• [PROBLEM DESCRIPTION]:
Of the lines in the listing, how many include the string "screenshot"? Write the number and nothing else.

• [LISTED ENTRIES]:
◆ ◆ ◆

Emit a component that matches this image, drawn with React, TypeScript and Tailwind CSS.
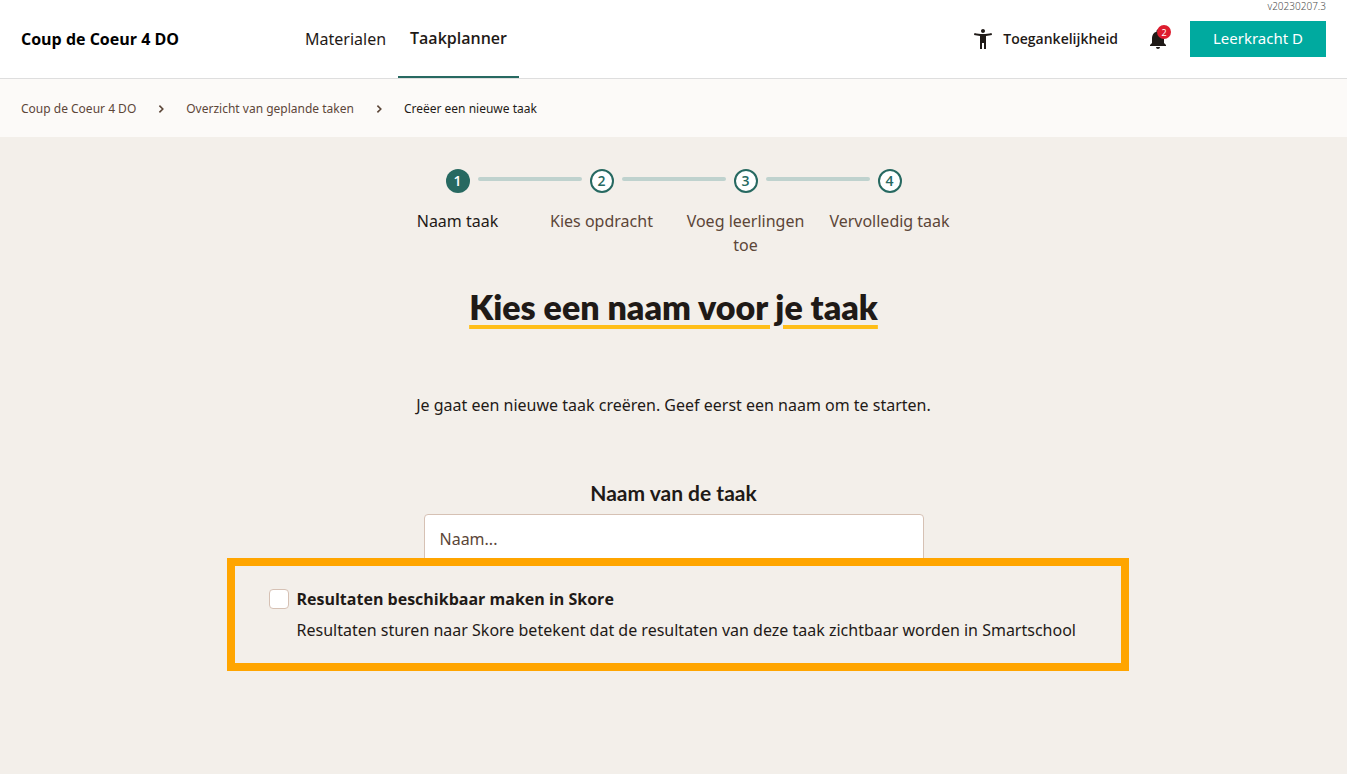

◆ ◆ ◆

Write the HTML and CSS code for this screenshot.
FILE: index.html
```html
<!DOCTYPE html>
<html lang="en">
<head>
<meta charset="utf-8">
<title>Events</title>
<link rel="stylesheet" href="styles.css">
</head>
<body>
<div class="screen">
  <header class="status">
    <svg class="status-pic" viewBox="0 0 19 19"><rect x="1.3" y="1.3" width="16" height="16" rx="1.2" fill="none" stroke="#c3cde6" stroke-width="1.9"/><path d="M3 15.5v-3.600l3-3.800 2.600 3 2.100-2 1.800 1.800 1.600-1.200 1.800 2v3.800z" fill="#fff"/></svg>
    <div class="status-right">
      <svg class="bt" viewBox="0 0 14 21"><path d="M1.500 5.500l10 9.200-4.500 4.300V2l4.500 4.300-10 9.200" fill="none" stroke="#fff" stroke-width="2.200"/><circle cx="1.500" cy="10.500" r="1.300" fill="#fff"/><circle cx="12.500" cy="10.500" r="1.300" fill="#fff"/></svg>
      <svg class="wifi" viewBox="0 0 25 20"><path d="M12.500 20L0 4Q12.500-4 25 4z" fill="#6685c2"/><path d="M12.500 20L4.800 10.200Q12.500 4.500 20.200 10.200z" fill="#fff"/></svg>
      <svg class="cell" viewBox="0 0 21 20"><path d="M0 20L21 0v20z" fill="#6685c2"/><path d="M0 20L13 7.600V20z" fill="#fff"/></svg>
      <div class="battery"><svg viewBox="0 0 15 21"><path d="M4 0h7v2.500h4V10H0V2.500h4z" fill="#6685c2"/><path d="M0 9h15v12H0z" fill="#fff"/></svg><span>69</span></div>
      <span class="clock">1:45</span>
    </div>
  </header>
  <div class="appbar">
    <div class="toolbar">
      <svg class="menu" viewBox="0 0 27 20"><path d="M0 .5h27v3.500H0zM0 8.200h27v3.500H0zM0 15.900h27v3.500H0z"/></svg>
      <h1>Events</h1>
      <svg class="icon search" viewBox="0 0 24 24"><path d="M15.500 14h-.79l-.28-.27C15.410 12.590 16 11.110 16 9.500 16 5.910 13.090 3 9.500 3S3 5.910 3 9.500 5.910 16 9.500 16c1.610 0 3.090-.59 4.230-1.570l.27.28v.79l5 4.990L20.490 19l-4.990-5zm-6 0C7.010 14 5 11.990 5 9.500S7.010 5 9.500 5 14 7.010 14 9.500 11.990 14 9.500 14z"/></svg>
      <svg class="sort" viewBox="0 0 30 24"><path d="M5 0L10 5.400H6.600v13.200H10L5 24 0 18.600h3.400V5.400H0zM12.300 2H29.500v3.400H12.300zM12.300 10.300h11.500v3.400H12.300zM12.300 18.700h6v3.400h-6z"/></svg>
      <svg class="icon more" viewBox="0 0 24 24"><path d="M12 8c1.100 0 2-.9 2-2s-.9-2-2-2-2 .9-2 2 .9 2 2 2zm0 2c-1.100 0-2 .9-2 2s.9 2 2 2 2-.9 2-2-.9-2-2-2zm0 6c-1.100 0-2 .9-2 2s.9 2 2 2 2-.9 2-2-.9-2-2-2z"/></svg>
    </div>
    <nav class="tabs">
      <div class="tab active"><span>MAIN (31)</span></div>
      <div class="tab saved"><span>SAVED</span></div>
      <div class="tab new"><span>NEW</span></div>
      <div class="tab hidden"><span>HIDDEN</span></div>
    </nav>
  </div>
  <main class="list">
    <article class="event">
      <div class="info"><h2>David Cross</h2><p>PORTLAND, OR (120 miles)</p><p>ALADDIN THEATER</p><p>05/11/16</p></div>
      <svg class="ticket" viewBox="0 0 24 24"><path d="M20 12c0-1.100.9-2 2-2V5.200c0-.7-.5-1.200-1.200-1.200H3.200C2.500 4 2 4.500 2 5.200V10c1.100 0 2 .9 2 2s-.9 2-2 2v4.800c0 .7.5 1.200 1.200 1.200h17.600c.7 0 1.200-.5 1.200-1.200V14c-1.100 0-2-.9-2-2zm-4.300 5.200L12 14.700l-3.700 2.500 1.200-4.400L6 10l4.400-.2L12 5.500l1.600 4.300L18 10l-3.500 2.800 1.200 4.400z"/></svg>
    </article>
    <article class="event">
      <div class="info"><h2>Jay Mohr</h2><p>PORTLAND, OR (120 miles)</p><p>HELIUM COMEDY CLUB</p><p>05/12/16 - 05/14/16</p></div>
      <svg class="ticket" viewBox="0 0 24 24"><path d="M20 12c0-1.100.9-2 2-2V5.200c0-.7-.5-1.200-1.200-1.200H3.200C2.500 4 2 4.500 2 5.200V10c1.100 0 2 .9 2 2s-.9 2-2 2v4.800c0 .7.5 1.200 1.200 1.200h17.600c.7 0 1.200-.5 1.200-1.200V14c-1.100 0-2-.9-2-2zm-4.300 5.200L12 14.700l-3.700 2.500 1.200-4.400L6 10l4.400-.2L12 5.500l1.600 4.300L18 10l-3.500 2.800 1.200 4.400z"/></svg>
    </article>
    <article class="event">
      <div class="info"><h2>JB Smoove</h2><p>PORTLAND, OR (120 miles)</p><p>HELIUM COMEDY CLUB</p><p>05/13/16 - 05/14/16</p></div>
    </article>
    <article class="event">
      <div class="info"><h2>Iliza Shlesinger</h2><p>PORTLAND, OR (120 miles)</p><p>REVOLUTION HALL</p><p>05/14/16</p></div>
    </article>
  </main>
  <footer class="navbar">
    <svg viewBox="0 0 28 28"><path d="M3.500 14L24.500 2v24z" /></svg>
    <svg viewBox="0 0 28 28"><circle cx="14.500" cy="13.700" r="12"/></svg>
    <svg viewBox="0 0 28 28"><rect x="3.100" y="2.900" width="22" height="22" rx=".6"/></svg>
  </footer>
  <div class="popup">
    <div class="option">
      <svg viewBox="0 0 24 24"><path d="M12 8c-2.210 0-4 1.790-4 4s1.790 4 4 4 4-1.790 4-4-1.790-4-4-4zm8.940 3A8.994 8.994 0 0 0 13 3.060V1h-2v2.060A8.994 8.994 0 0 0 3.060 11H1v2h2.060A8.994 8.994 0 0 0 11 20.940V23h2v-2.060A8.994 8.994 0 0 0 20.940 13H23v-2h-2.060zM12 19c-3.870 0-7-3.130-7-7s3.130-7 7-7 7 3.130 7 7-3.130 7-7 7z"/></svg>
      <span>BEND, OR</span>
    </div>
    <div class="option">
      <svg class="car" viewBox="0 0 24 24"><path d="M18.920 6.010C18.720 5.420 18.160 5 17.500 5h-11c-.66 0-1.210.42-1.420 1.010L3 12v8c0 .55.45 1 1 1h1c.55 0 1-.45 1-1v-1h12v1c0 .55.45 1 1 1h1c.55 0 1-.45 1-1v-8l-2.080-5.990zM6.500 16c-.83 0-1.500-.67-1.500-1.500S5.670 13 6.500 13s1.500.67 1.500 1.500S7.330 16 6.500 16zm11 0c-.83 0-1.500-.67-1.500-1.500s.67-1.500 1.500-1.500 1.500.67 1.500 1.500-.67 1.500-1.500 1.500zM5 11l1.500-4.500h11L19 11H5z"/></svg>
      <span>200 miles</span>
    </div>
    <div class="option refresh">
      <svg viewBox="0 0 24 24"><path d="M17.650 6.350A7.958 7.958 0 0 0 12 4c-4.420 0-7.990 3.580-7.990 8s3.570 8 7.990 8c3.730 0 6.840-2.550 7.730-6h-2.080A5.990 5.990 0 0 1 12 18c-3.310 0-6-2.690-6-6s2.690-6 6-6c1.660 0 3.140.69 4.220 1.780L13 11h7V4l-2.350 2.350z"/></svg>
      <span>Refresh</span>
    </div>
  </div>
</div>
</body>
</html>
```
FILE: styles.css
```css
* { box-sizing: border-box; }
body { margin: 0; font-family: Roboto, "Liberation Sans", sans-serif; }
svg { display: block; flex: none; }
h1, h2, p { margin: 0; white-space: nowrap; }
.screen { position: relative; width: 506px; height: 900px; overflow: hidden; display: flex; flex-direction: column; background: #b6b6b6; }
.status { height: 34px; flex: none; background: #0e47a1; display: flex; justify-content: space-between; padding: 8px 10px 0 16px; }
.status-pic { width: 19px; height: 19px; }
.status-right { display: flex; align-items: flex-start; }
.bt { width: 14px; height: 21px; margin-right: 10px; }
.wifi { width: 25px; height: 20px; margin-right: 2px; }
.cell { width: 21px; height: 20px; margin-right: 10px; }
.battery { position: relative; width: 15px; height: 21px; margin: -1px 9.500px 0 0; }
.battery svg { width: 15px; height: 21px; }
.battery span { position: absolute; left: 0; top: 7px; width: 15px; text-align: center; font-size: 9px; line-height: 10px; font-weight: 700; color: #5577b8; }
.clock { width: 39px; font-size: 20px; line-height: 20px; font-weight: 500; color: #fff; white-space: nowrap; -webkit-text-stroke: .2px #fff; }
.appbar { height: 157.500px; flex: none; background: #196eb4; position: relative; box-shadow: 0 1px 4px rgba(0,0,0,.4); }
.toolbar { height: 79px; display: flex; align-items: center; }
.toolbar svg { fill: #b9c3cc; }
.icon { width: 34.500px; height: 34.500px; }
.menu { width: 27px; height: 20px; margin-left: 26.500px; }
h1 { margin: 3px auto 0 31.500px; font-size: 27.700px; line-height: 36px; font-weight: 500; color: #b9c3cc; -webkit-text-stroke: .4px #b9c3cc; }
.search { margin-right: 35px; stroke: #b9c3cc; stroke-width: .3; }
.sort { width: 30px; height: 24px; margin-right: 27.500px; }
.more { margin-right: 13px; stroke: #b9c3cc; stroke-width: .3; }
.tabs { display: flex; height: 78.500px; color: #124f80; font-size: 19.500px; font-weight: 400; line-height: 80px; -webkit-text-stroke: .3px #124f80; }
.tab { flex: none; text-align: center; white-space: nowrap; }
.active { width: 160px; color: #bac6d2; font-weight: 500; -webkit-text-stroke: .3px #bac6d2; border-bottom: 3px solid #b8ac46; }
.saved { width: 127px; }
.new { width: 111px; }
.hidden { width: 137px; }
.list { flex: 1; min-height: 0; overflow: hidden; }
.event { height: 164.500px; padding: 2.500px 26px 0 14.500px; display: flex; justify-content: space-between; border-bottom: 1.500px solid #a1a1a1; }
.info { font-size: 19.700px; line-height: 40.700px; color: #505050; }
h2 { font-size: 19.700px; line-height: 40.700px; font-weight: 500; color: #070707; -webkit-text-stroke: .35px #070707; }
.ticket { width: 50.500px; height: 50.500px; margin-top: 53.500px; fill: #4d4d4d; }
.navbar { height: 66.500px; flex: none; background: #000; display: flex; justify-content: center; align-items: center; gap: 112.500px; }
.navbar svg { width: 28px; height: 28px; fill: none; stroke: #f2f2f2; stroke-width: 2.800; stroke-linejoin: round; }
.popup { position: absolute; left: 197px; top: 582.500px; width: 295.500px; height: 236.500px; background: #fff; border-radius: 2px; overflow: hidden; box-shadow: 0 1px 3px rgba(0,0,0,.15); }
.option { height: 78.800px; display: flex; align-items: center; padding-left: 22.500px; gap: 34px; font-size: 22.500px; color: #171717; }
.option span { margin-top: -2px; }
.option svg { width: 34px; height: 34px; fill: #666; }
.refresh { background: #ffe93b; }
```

◆ ◆ ◆

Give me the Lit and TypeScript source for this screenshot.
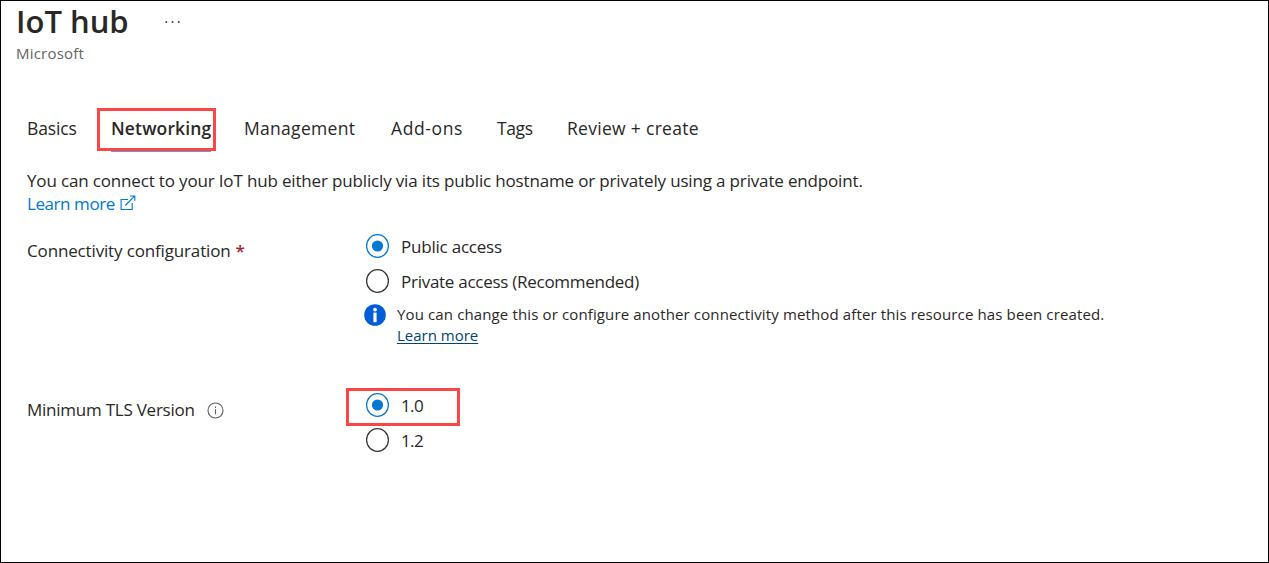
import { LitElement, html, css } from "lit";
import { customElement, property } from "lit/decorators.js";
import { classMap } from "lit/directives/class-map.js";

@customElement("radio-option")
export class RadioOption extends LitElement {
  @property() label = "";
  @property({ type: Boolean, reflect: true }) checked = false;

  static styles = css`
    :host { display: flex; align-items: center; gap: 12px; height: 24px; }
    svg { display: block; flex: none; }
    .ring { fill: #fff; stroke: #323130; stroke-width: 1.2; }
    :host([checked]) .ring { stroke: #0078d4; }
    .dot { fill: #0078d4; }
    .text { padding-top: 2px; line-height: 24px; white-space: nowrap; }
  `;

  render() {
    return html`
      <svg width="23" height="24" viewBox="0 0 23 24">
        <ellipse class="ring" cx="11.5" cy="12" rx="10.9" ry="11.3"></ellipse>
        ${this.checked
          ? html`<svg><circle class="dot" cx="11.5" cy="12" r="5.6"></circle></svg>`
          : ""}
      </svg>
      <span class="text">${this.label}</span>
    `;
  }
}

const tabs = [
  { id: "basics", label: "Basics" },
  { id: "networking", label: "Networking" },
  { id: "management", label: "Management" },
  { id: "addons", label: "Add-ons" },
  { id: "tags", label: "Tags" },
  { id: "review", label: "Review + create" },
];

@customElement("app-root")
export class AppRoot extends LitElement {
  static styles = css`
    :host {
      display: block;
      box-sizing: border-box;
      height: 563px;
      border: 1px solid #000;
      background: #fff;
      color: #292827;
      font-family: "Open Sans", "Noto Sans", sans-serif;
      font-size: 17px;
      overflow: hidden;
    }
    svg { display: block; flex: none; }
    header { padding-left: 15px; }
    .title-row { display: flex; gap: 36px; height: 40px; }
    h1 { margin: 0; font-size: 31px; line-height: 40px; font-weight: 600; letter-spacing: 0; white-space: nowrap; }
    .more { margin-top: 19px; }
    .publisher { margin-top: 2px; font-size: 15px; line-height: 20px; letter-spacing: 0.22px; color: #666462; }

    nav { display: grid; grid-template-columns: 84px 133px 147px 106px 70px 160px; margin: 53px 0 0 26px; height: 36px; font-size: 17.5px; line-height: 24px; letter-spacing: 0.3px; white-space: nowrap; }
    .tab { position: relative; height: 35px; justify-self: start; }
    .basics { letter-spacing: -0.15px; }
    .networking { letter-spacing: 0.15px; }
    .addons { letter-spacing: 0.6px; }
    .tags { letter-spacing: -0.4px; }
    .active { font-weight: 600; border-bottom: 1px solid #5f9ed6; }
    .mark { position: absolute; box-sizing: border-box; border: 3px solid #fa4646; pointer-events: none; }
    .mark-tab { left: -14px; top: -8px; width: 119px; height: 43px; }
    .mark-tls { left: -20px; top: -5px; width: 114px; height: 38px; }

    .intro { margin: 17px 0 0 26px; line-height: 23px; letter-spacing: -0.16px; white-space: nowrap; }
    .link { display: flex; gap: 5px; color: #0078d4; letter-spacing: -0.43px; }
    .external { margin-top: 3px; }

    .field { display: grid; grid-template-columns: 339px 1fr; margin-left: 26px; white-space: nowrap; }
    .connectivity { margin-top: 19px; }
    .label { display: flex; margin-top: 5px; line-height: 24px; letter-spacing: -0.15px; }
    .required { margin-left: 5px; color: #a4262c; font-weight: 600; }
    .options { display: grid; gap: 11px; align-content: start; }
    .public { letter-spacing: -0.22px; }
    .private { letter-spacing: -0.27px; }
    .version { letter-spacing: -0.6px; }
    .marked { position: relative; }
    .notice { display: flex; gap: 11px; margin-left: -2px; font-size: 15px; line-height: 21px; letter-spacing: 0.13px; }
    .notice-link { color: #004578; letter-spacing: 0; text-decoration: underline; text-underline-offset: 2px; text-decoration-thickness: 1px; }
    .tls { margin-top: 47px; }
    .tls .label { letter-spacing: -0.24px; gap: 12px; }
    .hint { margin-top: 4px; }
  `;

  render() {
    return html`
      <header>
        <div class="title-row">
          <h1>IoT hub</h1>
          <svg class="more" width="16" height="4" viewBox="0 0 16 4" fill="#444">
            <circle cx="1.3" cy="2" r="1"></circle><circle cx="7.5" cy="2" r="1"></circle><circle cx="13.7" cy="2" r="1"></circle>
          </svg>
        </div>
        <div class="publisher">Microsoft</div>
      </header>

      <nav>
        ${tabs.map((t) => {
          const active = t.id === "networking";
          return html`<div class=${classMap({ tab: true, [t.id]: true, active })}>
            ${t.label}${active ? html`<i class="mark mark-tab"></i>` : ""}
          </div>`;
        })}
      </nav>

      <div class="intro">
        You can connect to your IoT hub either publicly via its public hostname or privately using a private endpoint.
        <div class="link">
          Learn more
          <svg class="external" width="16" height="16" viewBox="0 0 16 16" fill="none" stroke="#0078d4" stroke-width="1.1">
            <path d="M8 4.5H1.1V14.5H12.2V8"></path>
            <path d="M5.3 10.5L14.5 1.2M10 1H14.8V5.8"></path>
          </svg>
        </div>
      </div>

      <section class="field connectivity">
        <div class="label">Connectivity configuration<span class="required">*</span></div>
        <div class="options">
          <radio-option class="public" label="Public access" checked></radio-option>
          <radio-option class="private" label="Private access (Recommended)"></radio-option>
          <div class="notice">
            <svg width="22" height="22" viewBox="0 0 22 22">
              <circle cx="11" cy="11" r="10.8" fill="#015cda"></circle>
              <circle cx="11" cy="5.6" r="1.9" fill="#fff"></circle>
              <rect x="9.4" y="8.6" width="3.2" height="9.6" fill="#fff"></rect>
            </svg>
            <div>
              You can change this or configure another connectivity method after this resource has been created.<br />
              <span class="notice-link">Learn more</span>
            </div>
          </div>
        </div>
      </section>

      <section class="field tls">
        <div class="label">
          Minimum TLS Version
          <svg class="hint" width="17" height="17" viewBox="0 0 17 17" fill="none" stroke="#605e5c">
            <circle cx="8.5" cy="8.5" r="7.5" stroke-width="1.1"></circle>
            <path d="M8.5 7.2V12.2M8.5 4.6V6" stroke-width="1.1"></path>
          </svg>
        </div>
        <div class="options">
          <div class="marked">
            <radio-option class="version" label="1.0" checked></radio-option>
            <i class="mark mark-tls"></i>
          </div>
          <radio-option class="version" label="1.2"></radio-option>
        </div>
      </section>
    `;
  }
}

◆ ◆ ◆

• [RESPONSE TO THIS EXERCISE]:
2